B-Mac - nice answers. Is this the most comments, yet?

debby - I will definitely check that one out, and his book about hip hop is supposed to be excellent, too. His website, www.patrickneate.com, is nicely self-deprecating too. Cheers.

Plus, in good news, the tent went up reasonably fine and is reasonably hole/smell free. Bonus. Now pray for me in Swindon...

Have a good weekend, one and all.

tincanman said...

gonna be a bit of a walk back to your tent though

Blimpy said...

@snad - i think it well could be!!!

saneshane said...

1 spill
2 I'm left of Green
3 I was standing on the Berlin wall and watched the first of the East Germans come into the west.
4 oooh yes/ now just Grolsch usually or bison grass vodka with apple juice and one of us has to be okay to run after the 4 year old!/ never as drunk as the person next to me I always think!
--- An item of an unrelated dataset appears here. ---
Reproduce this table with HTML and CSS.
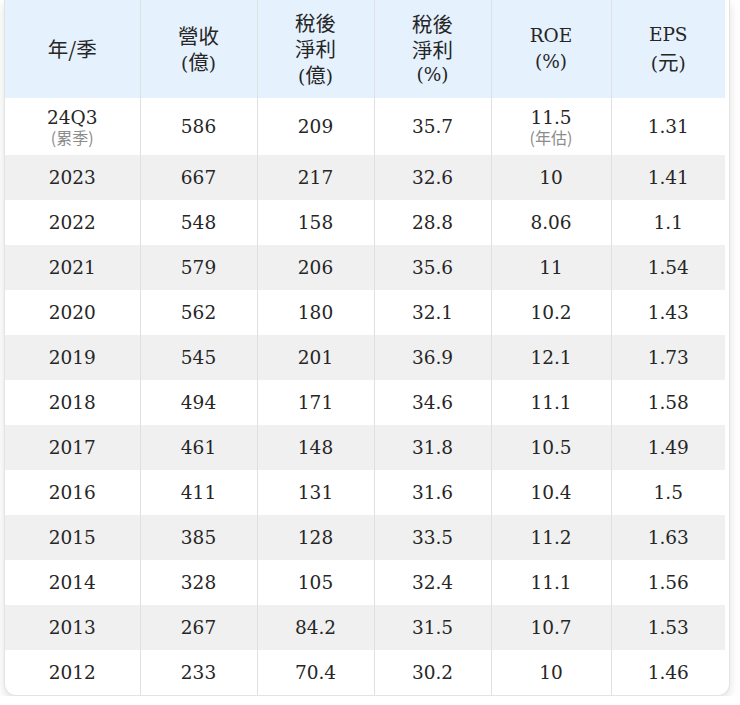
FILE: index.html
```html
<!DOCTYPE html>
<html lang="zh-Hant">
<head>
<meta charset="utf-8">
<title>歷年財務</title>
<link rel="stylesheet" href="styles.css">
</head>
<body>
<div class="card">
  <table class="fin">
    <colgroup>
      <col class="c-year"><col class="c-mid"><col class="c-mid"><col class="c-mid"><col class="c-roe"><col class="c-eps">
    </colgroup>
    <thead>
      <tr>
        <th><span class="zh">年/季</span></th>
        <th><div class="zh">營收</div><div>(<span class="zh">億</span>)</div></th>
        <th><div class="zh">稅後</div><div class="zh">淨利</div><div>(<span class="zh">億</span>)</div></th>
        <th><div class="zh">稅後</div><div class="zh">淨利</div><div>(%)</div></th>
        <th><div>ROE</div><div>(%)</div></th>
        <th><div>EPS</div><div>(<span class="zh">元</span>)</div></th>
      </tr>
    </thead>
    <tbody>
      <tr class="first">
        <td><div>24Q3</div><div class="note">(累季)</div></td>
        <td>586</td><td>209</td><td>35.7</td>
        <td><div>11.5</div><div class="note">(年估)</div></td>
        <td>1.31</td>
      </tr>
      <tr><td>2023</td><td>667</td><td>217</td><td>32.6</td><td>10</td><td>1.41</td></tr>
      <tr><td>2022</td><td>548</td><td>158</td><td>28.8</td><td>8.06</td><td>1.1</td></tr>
      <tr><td>2021</td><td>579</td><td>206</td><td>35.6</td><td>11</td><td>1.54</td></tr>
      <tr><td>2020</td><td>562</td><td>180</td><td>32.1</td><td>10.2</td><td>1.43</td></tr>
      <tr><td>2019</td><td>545</td><td>201</td><td>36.9</td><td>12.1</td><td>1.73</td></tr>
      <tr><td>2018</td><td>494</td><td>171</td><td>34.6</td><td>11.1</td><td>1.58</td></tr>
      <tr><td>2017</td><td>461</td><td>148</td><td>31.8</td><td>10.5</td><td>1.49</td></tr>
      <tr><td>2016</td><td>411</td><td>131</td><td>31.6</td><td>10.4</td><td>1.5</td></tr>
      <tr><td>2015</td><td>385</td><td>128</td><td>33.5</td><td>11.2</td><td>1.63</td></tr>
      <tr><td>2014</td><td>328</td><td>105</td><td>32.4</td><td>11.1</td><td>1.56</td></tr>
      <tr><td>2013</td><td>267</td><td>84.2</td><td>31.5</td><td>10.7</td><td>1.53</td></tr>
      <tr><td>2012</td><td>233</td><td>70.4</td><td>30.2</td><td>10</td><td>1.46</td></tr>
    </tbody>
  </table>
</div>
</body>
</html>
```

FILE: styles.css
```css
html, body {
  margin: 0;
  padding: 0;
  background: #ffffff;
}

body {
  padding: 0 0 0 4px;
}

.card {
  width: 726px;
  box-sizing: border-box;
  border: 1px solid #e3e3e3;
  border-top: none;
  border-radius: 0 0 12px 12px;
  padding-right: 4px;
  background: #ffffff;
  box-shadow: 0 4px 10px rgba(0, 0, 0, 0.12);
  overflow: hidden;
}

.fin {
  width: 720px;
  table-layout: fixed;
  border-collapse: collapse;
  font-family: "DejaVu Serif", "Noto Sans CJK TC", serif;
  font-size: 18.5px;
  color: #262626;
}

.c-year { width: 135px; }
.c-mid { width: 117px; }
.c-roe { width: 120px; }
.c-eps { width: 114px; }

.fin th,
.fin td {
  text-align: center;
  vertical-align: middle;
  padding: 0;
  border-left: 1px solid #dde1e6;
}

.fin th:first-child,
.fin td:first-child {
  border-left: none;
}

.fin th {
  background: #e5f1fd;
  font-weight: normal;
  height: 98px;
  line-height: 26px;
}

.zh {
  font-family: "Noto Sans CJK TC", sans-serif;
  font-size: 20.5px;
}

.fin td {
  height: 45px;
  line-height: 22px;
}

.fin tbody tr:nth-child(even) td {
  background: #f0f0f0;
}

.fin tr.first td {
  height: 57px;
}

.note {
  font-family: "Noto Sans CJK TC", sans-serif;
  font-size: 16px;
  line-height: 17px;
  color: #8c8c8c;
}
```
5 Pasta bake with an asparagus sauce, paprika, courgette, sweetcorn, quorn pieces and a strong cheese and breadcrumb crispy top. Simple and pleasing to the vegetarian son and ms I live with.

FP said...

Donding Saneshanes Bison vodka and apple juice. Inordinately fond of those - called a 'charlotka' I believe...

saneshane said...

nice aren't they FP.
we get tails of dinner with Lech Wałęsa from my folks Polish friends when they supply us with the Vodka and my dad planted up the trees that started:
http://www.copellafruitjuices.co.uk/
(I was born in the managers farm house when the juice was first produced) so it's a sentimental drink for me!!!

never knew what it was called.

ejaydee said...

I had Copella's Apple & Elderflower juice a few moments earlier. Cheers.

saneshane said...

the apple and mango is tasty too.. enjoy.